The manuscript summarises some work I've been doing to populate Wikidata with taxonomic publications (building on a huge amount of work already done), and also describes ALEC which I use to visualise this content. I've made various (unreleased) knowledge graphs of taxonomic information (and one that I have actually released Ozymandias), I'm still torn between whether the future is to invest more effort in Wikidata, or construct lighter, faster, domain specific knowledge graphs for taxonomy. I think the answer is likely to be "yes".

Meantime, one chart I quite like from the submitted version of this paper is shown below.

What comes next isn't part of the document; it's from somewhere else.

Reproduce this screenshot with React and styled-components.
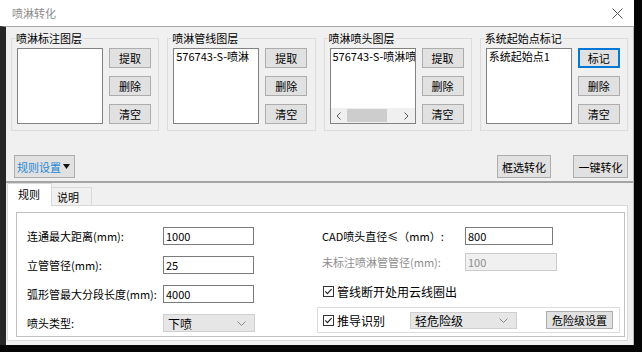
import React from 'react';
import styled, { createGlobalStyle } from 'styled-components';

const GlobalStyle = createGlobalStyle`
  html, body {
    margin: 0;
    padding: 0;
    background: #050505;
  }
  body {
    font-family: "Noto Sans CJK SC", "Noto Sans", sans-serif;
    font-size: 11px;
    color: #000;
  }
  * { box-sizing: border-box; }
`;

const Close = () => (
  <svg width="11" height="11" viewBox="0 0 11 11">
    <path d="M0.5 0.5 L10.5 10.5 M10.5 0.5 L0.5 10.5" stroke="#555" strokeWidth="1" />
  </svg>
);

const Chevron = () => (
  <svg width="9" height="5" viewBox="0 0 9 5">
    <path d="M0.5 0.5 L4.5 4.5 L8.5 0.5" fill="none" stroke="#8a8a8a" strokeWidth="1" />
  </svg>
);

const CheckIcon = () => (
  <svg width="11" height="11" viewBox="0 0 11 11">
    <rect x="0.5" y="0.5" width="10" height="10" fill="#fff" stroke="#333" />
    <path d="M2.3 5.4 L4.4 7.6 L8.6 3.2" fill="none" stroke="#222" strokeWidth="1.2" />
  </svg>
);

const DropArrow = () => (
  <svg width="7" height="5" viewBox="0 0 7 5">
    <path d="M0 0 L7 0 L3.5 5 Z" fill="#111" />
  </svg>
);

const groups = [
  { title: '喷淋标注图层', items: [], first: '提取' },
  { title: '喷淋管线图层', items: ['576743-S-喷淋'], first: '提取' },
  { title: '喷淋喷头图层', items: ['576743-S-喷淋喷头'], first: '提取', scroll: true },
  { title: '系统起始点标记', items: ['系统起始点1'], first: '标记', focus: true },
];

export default function App() {
  return (
    <>
      <GlobalStyle />
      <Window>
        <TitleBar>
          <span>喷淋转化</span>
          <Close />
        </TitleBar>
        <Body>
          <TopPanel>
            <GroupRow>
              {groups.map((g) => (
                <Group key={g.title}>
                  <Legend>{g.title}</Legend>
                  <ListBox>
                    {g.items.map((it) => (
                      <ListItem key={it}>{it}</ListItem>
                    ))}
                    {g.scroll && (
                      <HScroll>
                        <ScrollArrow>
                          <svg width="5" height="8" viewBox="0 0 5 8">
                            <path d="M4.5 0.5 L1 4 L4.5 7.5" fill="none" stroke="#555" />
                          </svg>
                        </ScrollArrow>
                        <Thumb />
                        <ScrollArrow>
                          <svg width="5" height="8" viewBox="0 0 5 8">
                            <path d="M0.5 0.5 L4 4 L0.5 7.5" fill="none" stroke="#555" />
                          </svg>
                        </ScrollArrow>
                      </HScroll>
                    )}
                  </ListBox>
                  <ButtonCol>
                    <Btn $w={42} $focus={g.focus}>{g.first}</Btn>
                    <Btn $w={42}>删除</Btn>
                    <Btn $w={42}>清空</Btn>
                  </ButtonCol>
                </Group>
              ))}
            </GroupRow>
            <ActionRow>
              <MenuBtn>
                <BlueText>规则设置</BlueText>
                <DropArrow />
              </MenuBtn>
              <Spacer />
              <Btn $w={54} $h={23}>框选转化</Btn>
              <Btn $w={55} $h={23}>一键转化</Btn>
            </ActionRow>
          </TopPanel>

          <BottomPanel>
            <TabBar>
              <Tab $active>规则</Tab>
              <Tab>说明</Tab>
            </TabBar>
            <TabPage>
              <RuleBox>
                <LeftCol>
                  <FieldRow>
                    <Label $w={136}>连通最大距离(mm):</Label>
                    <TextBox defaultValue="1000" $w={91} />
                  </FieldRow>
                  <FieldRow>
                    <Label $w={136}>立管管径(mm):</Label>
                    <TextBox defaultValue="25" $w={91} />
                  </FieldRow>
                  <FieldRow>
                    <Label $w={136}>弧形管最大分段长度(mm):</Label>
                    <TextBox defaultValue="4000" $w={91} />
                  </FieldRow>
                  <FieldRow>
                    <Label $w={136}>喷头类型:</Label>
                    <Select $w={92}>
                      <span>下喷</span>
                      <Chevron />
                    </Select>
                  </FieldRow>
                </LeftCol>
                <RightCol>
                  <FieldRow $indent>
                    <Label $w={143}>CAD喷头直径≤（mm）:</Label>
                    <TextBox defaultValue="800" $w={88} />
                  </FieldRow>
                  <FieldRow $indent $top={8}>
                    <Label $w={143} $muted>未标注喷淋管管径(mm):</Label>
                    <TextBox defaultValue="100" $w={92} disabled />
                  </FieldRow>
                  <CheckRow $indent $top={13}>
                    <CheckIcon />
                    <span>管线断开处用云线圈出</span>
                  </CheckRow>
                  <SubGroup>
                    <CheckRow $w={87}>
                      <CheckIcon />
                      <span>推导识别</span>
                    </CheckRow>
                    <Select $w={107} $h={17}>
                      <span>轻危险级</span>
                      <Chevron />
                    </Select>
                    <Btn $w={67} $h={18} $ml={29}>危险级设置</Btn>
                  </SubGroup>
                </RightCol>
              </RuleBox>
            </TabPage>
          </BottomPanel>
        </Body>
      </Window>
    </>
  );
}

const Window = styled.div`
  width: 634px;
  height: 345px;
  display: flex;
  flex-direction: column;
  background: #f0f0f0;
`;

const TitleBar = styled.div`
  height: 26px;
  flex-shrink: 0;
  background: #fff;
  display: flex;
  align-items: center;
  justify-content: space-between;
  padding: 0 11px 0 12px;
  color: #8a8a8a;
  font-size: 11px;
`;

const Body = styled.div`
  flex: 1;
  display: flex;
  flex-direction: column;
  border-top: 1px solid #a8a8a8;
  border-left: 6px solid #262626;
  border-right: 1px solid #b8b8b8;
  background: #f0f0f0;
`;

const TopPanel = styled.div`
  padding: 4px 5px 3px 5px;
`;

const GroupRow = styled.div`
  display: flex;
  gap: 8px;
`;

const Group = styled.fieldset`
  flex: 1;
  min-width: 0;
  margin: 0;
  border: 1px solid #dcdcdc;
  padding: 3px 5px 6px 5px;
  display: flex;
  gap: 6px;
`;

const Legend = styled.legend`
  padding: 0 1px;
  margin-left: -2px;
  font-size: 11px;
  line-height: 14px;
`;

const ListBox = styled.div`
  width: 86px;
  height: 76px;
  flex-shrink: 0;
  background: #fff;
  border: 1px solid #828282;
  display: flex;
  flex-direction: column;
  overflow: hidden;
`;

const ListItem = styled.div`
  padding: 1px 0 0 2px;
  line-height: 13px;
  white-space: nowrap;
  overflow: hidden;
`;

const HScroll = styled.div`
  margin-top: auto;
  height: 15px;
  display: flex;
  align-items: center;
  background: #f0f0f0;
`;

const ScrollArrow = styled.div`
  width: 16px;
  height: 15px;
  display: flex;
  align-items: center;
  justify-content: center;
`;

const Thumb = styled.div`
  flex: 1;
  height: 13px;
  margin-right: 12px;
  background: #cdcdcd;
`;

const ButtonCol = styled.div`
  display: flex;
  flex-direction: column;
  gap: 8px;
`;

const Btn = styled.button`
  width: ${(p) => p.$w}px;
  height: ${(p) => p.$h || 20}px;
  margin-left: ${(p) => p.$ml || 0}px;
  flex-shrink: 0;
  padding: 0;
  background: #e1e1e1;
  border: ${(p) => (p.$focus ? '2px solid #0078d7' : '1px solid #adadad')};
  font-family: inherit;
  font-size: 11px;
  color: #000;
`;

const ActionRow = styled.div`
  display: flex;
  align-items: center;
  gap: 22px;
  margin-top: 24px;
  height: 23px;
  padding-left: 3px;
`;

const Spacer = styled.div`
  flex: 1;
`;

const MenuBtn = styled.button`
  width: 61px;
  height: 23px;
  padding: 0 0 0 2px;
  display: flex;
  align-items: center;
  gap: 2px;
  background: #e1e1e1;
  border: 1px solid #adadad;
  font-family: inherit;
  font-size: 11px;
`;

const BlueText = styled.span`
  color: #1f87d6;
`;

const BottomPanel = styled.div`
  flex: 1;
  display: flex;
  flex-direction: column;
  border-top: 2px solid #a5a5a5;
  padding: 1px 5px 4px 1px;
`;

const TabBar = styled.div`
  display: flex;
  align-items: flex-end;
  height: 22px;
  margin-bottom: -1px;
`;

const Tab = styled.div`
  position: relative;
  z-index: 1;
  height: ${(p) => (p.$active ? 23 : 19)}px;
  width: ${(p) => (p.$active ? 45 : 40)}px;
  padding: ${(p) => (p.$active ? '3px 0 0 10px' : '2px 0 0 5px')};
  background: ${(p) => (p.$active ? '#fff' : '#f0f0f0')};
  border: 1px solid #d9d9d9;
  border-bottom: ${(p) => (p.$active ? 'none' : '1px solid #d9d9d9')};
  border-left: ${(p) => (p.$active ? '1px solid #d9d9d9' : 'none')};
  font-size: 11px;
  line-height: 14px;
`;

const TabPage = styled.div`
  flex: 1;
  display: flex;
  background: #fff;
  border: 1px solid #d9d9d9;
  padding: 6px 2px 3px 8px;
`;

const RuleBox = styled.div`
  flex: 1;
  display: grid;
  grid-template-columns: 290px 1fr;
  border: 1px solid #c2c2c2;
  padding: 14px 4px 0 10px;
`;

const LeftCol = styled.div`
  display: flex;
  flex-direction: column;
  gap: 11px;
`;

const RightCol = styled.div`
  display: flex;
  flex-direction: column;
`;

const FieldRow = styled.div`
  display: flex;
  align-items: center;
  height: 18px;
  margin-left: ${(p) => (p.$indent ? 5 : 0)}px;
  margin-top: ${(p) => p.$top || 0}px;
`;

const Label = styled.span`
  width: ${(p) => p.$w}px;
  flex-shrink: 0;
  white-space: nowrap;
  color: ${(p) => (p.$muted ? '#8d8d8d' : '#000')};
`;

const TextBox = styled.input`
  width: ${(p) => p.$w}px;
  height: 18px;
  padding: 0 2px;
  border: 1px solid ${(p) => (p.disabled ? '#cccccc' : '#7a7a7a')};
  background: ${(p) => (p.disabled ? '#f0f0f0' : '#fff')};
  color: ${(p) => (p.disabled ? '#8d8d8d' : '#000')};
  font-family: inherit;
  font-size: 11px;
  outline: none;
`;

const Select = styled.div`
  width: ${(p) => p.$w}px;
  height: ${(p) => p.$h || 18}px;
  flex-shrink: 0;
  display: flex;
  align-items: center;
  justify-content: space-between;
  padding: 0 8px 0 4px;
  background: #e6e6e6;
  border: 1px solid #cfcfcf;
  font-size: 12px;
`;

const CheckRow = styled.div`
  display: flex;
  align-items: center;
  gap: 3px;
  height: 14px;
  width: ${(p) => (p.$w ? `${p.$w}px` : 'auto')};
  flex-shrink: 0;
  margin-left: ${(p) => (p.$indent ? 6 : 0)}px;
  margin-top: ${(p) => p.$top || 0}px;
  font-size: 12px;
`;

const SubGroup = styled.div`
  display: flex;
  align-items: center;
  width: 303px;
  height: 26px;
  margin-top: 9px;
  padding-left: 5px;
  border: 1px solid #dcdcdc;
`;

It's a chart that is a bit tricky to interpret. My goal was to get a sense of whether bibliographic items added to Wikidata (e.g., taxonomic papers) were actually being edited by the Wikidata community, or whether they just sat there unchanged since they were added. If people are editing these publications, for example, by adding missing author names, linking papers to items for their authors, or adding additional identifiers (such as DOIs, ZooBank identifiers, etc.), then there is clear value in using Wikidata as a repository of bibliographic data. So I grabbed a sample of 1000 publications, retrieved their edit history from Wikidata, and plotted the creation timestamp of each item against the timestamps for each edit made to that item. If items were never edited then every point would fall along the diagonal line. If edits are made, they appear to the right of the diagonal. I could have just counted edits made, but I wanted to visualise those edits. As the chart shows, there is quite a lot of editing activity, so there his a community of people (and bots) curating this content. In many ways this is the strongest argument for using Wikidata for a "bibliography of life". Any database needs curation, which means people, and this is what Wikidata offers, a community of people who care about often esoteric details, and get pleasure from improving structured data.

There are still huge gaps in Wikidata's coverage of the taxonomic literature. Once you move beyond the "low hanging fruit" of publications with CrossRef DOIs the task of adding literature to Wikidata gets a bit more complicated. Then there is the reconciliation problem: given an existing taxonomic database with a list of references, how do we match those references to the corresponding items in Wikidata? There is still a lot to do.